* RAW DATA

# # # #

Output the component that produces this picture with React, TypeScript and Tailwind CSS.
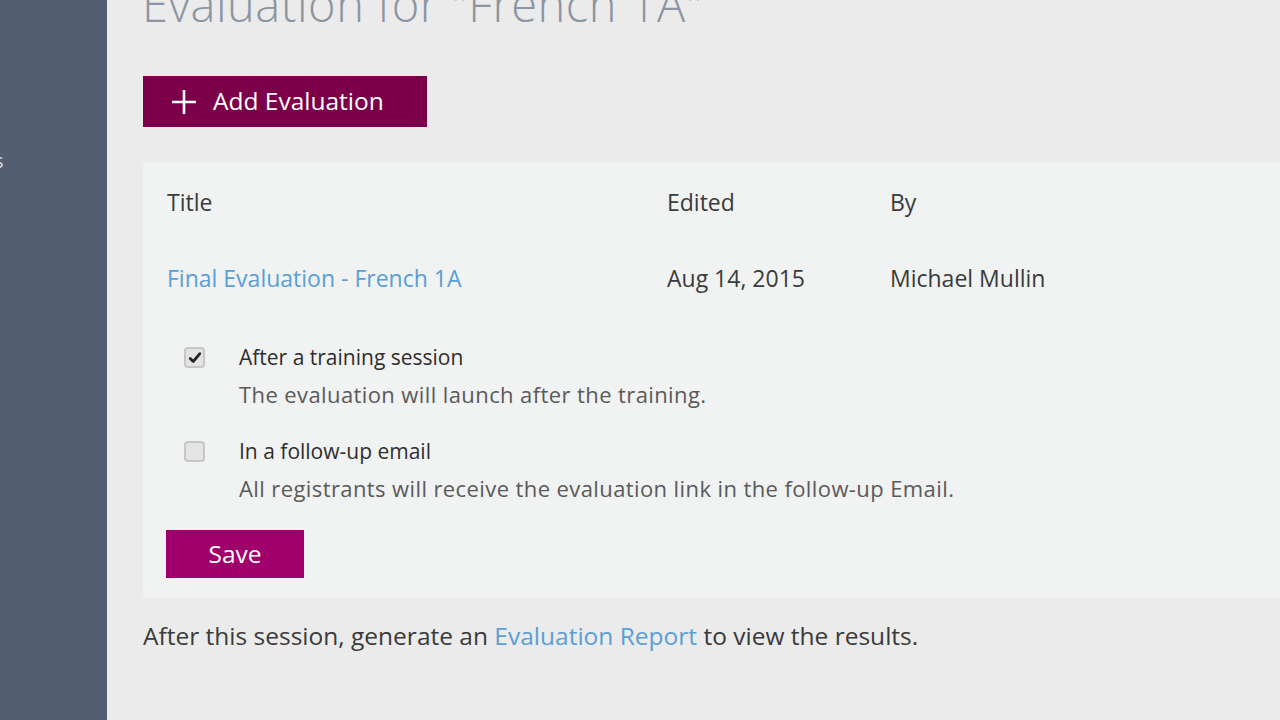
import React, { useState } from 'react';

const font = { fontFamily: '"Open Sans", "Noto Sans", sans-serif' };

const Check: React.FC<{ checked: boolean; onToggle: () => void }> = ({ checked, onToggle }) => (
  <button
    onClick={onToggle}
    className="w-[21px] h-[21px] rounded-[4px] border-2 border-[#c6c6c6] bg-[#e4e4e4] flex items-center justify-center shrink-0"
  >
    {checked && (
      <svg viewBox="0 0 16 16" className="w-[14px] h-[14px]">
        <path d="M2.5 8.5 L6 12 L13.5 3" fill="none" stroke="#262626" strokeWidth="3.2" strokeLinecap="round" strokeLinejoin="round" />
      </svg>
    )}
  </button>
);

const App: React.FC = () => {
  const [afterTraining, setAfterTraining] = useState(true);
  const [followUp, setFollowUp] = useState(false);

  return (
    <div className="w-[1280px] h-[720px] overflow-hidden flex bg-[#ebebeb]" style={font}>
      <aside className="w-[107px] shrink-0 bg-[#535f70] relative">
        <span className="absolute left-[-6px] top-[146px] text-[20px] text-[#d8dce2]">s</span>
      </aside>

      <main className="flex-1 pl-[36px] flex flex-col">
        <h1 className="text-[47px] font-light leading-none text-[#8c95a2] mt-[-19px] ml-[-1px] tracking-[0.5px] whitespace-nowrap">
          Evaluation for "French 1A"
        </h1>

        <button className="mt-[48px] w-[284px] h-[51px] bg-[#7b0049] text-white flex items-center gap-[16px] pl-[28px] text-[24.5px] shrink-0">
          <svg viewBox="0 0 24 24" className="w-[26px] h-[26px]">
            <path d="M12 1 V23 M1 12 H23" stroke="white" strokeWidth="2.4" fill="none" />
          </svg>
          Add Evaluation
        </button>

        <section className="mt-[36px] bg-[#f1f2f2] pl-[24px] pt-[22px] h-[435px] shrink-0">
          <div className="grid grid-cols-[500px_223px_1fr] text-[23px] text-[#3b3b3b] h-[32px] items-center">
            <span>Title</span>
            <span>Edited</span>
            <span>By</span>
          </div>
          <div className="grid grid-cols-[500px_223px_1fr] text-[23px] text-[#3b3b3b] h-[32px] items-center mt-[44px]">
            <a className="text-[#5a9fd6]">Final Evaluation - French 1A</a>
            <span>Aug 14, 2015</span>
            <span>Michael Mullin</span>
          </div>

          <div className="mt-[49px] ml-[17px] flex flex-col gap-[27px]">
            <div className="flex gap-[34px]">
              <div className="pt-[5px]">
                <Check checked={afterTraining} onToggle={() => setAfterTraining(!afterTraining)} />
              </div>
              <div className="flex flex-col gap-[7px]">
                <span className="text-[21px] text-[#2e2e2e] leading-[30px]">After a training session</span>
                <span className="text-[22px] text-[#5a5a5a] leading-[30px] tracking-[0.4px]">The evaluation will launch after the training.</span>
              </div>
            </div>
            <div className="flex gap-[34px]">
              <div className="pt-[5px]">
                <Check checked={followUp} onToggle={() => setFollowUp(!followUp)} />
              </div>
              <div className="flex flex-col gap-[7px]">
                <span className="text-[21px] text-[#2e2e2e] leading-[30px]">In a follow-up email</span>
                <span className="text-[22px] text-[#5a5a5a] leading-[30px] tracking-[0.4px]">All registrants will receive the evaluation link in the follow-up Email.</span>
              </div>
            </div>
          </div>

          <button className="mt-[27px] ml-[-1px] w-[138px] h-[48px] bg-[#a0006b] text-white text-[24.5px] leading-none">Save</button>
        </section>

        <p className="mt-[23px] text-[24.5px] leading-[30px] text-[#3a3a3a]">
          After this session, generate an <a className="text-[#5a9fd6]">Evaluation Report</a> to view the results.
        </p>
      </main>
    </div>
  );
};

export default App;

# # # #

* GIVEN INSTRUCTION
Without the pictures, transcribe the listing above exactly.

* EXPECTED OUTPUT
Output the component that produces this picture with React, TypeScript and Tailwind CSS.
import React, { useState } from 'react';

const font = { fontFamily: '"Open Sans", "Noto Sans", sans-serif' };

const Check: React.FC<{ checked: boolean; onToggle: () => void }> = ({ checked, onToggle }) => (
  <button
    onClick={onToggle}
    className="w-[21px] h-[21px] rounded-[4px] border-2 border-[#c6c6c6] bg-[#e4e4e4] flex items-center justify-center shrink-0"
  >
    {checked && (
      <svg viewBox="0 0 16 16" className="w-[14px] h-[14px]">
        <path d="M2.5 8.5 L6 12 L13.5 3" fill="none" stroke="#262626" strokeWidth="3.2" strokeLinecap="round" strokeLinejoin="round" />
      </svg>
    )}
  </button>
);

const App: React.FC = () => {
  const [afterTraining, setAfterTraining] = useState(true);
  const [followUp, setFollowUp] = useState(false);

  return (
    <div className="w-[1280px] h-[720px] overflow-hidden flex bg-[#ebebeb]" style={font}>
      <aside className="w-[107px] shrink-0 bg-[#535f70] relative">
        <span className="absolute left-[-6px] top-[146px] text-[20px] text-[#d8dce2]">s</span>
      </aside>

      <main className="flex-1 pl-[36px] flex flex-col">
        <h1 className="text-[47px] font-light leading-none text-[#8c95a2] mt-[-19px] ml-[-1px] tracking-[0.5px] whitespace-nowrap">
          Evaluation for "French 1A"
        </h1>

        <button className="mt-[48px] w-[284px] h-[51px] bg-[#7b0049] text-white flex items-center gap-[16px] pl-[28px] text-[24.5px] shrink-0">
          <svg viewBox="0 0 24 24" className="w-[26px] h-[26px]">
            <path d="M12 1 V23 M1 12 H23" stroke="white" strokeWidth="2.4" fill="none" />
          </svg>
          Add Evaluation
        </button>

        <section className="mt-[36px] bg-[#f1f2f2] pl-[24px] pt-[22px] h-[435px] shrink-0">
          <div className="grid grid-cols-[500px_223px_1fr] text-[23px] text-[#3b3b3b] h-[32px] items-center">
            <span>Title</span>
            <span>Edited</span>
            <span>By</span>
          </div>
          <div className="grid grid-cols-[500px_223px_1fr] text-[23px] text-[#3b3b3b] h-[32px] items-center mt-[44px]">
            <a className="text-[#5a9fd6]">Final Evaluation - French 1A</a>
            <span>Aug 14, 2015</span>
            <span>Michael Mullin</span>
          </div>

          <div className="mt-[49px] ml-[17px] flex flex-col gap-[27px]">
            <div className="flex gap-[34px]">
              <div className="pt-[5px]">
                <Check checked={afterTraining} onToggle={() => setAfterTraining(!afterTraining)} />
              </div>
              <div className="flex flex-col gap-[7px]">
                <span className="text-[21px] text-[#2e2e2e] leading-[30px]">After a training session</span>
                <span className="text-[22px] text-[#5a5a5a] leading-[30px] tracking-[0.4px]">The evaluation will launch after the training.</span>
              </div>
            </div>
            <div className="flex gap-[34px]">
              <div className="pt-[5px]">
                <Check checked={followUp} onToggle={() => setFollowUp(!followUp)} />
              </div>
              <div className="flex flex-col gap-[7px]">
                <span className="text-[21px] text-[#2e2e2e] leading-[30px]">In a follow-up email</span>
                <span className="text-[22px] text-[#5a5a5a] leading-[30px] tracking-[0.4px]">All registrants will receive the evaluation link in the follow-up Email.</span>
              </div>
            </div>
          </div>

          <button className="mt-[27px] ml-[-1px] w-[138px] h-[48px] bg-[#a0006b] text-white text-[24.5px] leading-none">Save</button>
        </section>

        <p className="mt-[23px] text-[24.5px] leading-[30px] text-[#3a3a3a]">
          After this session, generate an <a className="text-[#5a9fd6]">Evaluation Report</a> to view the results.
        </p>
      </main>
    </div>
  );
};

export default App;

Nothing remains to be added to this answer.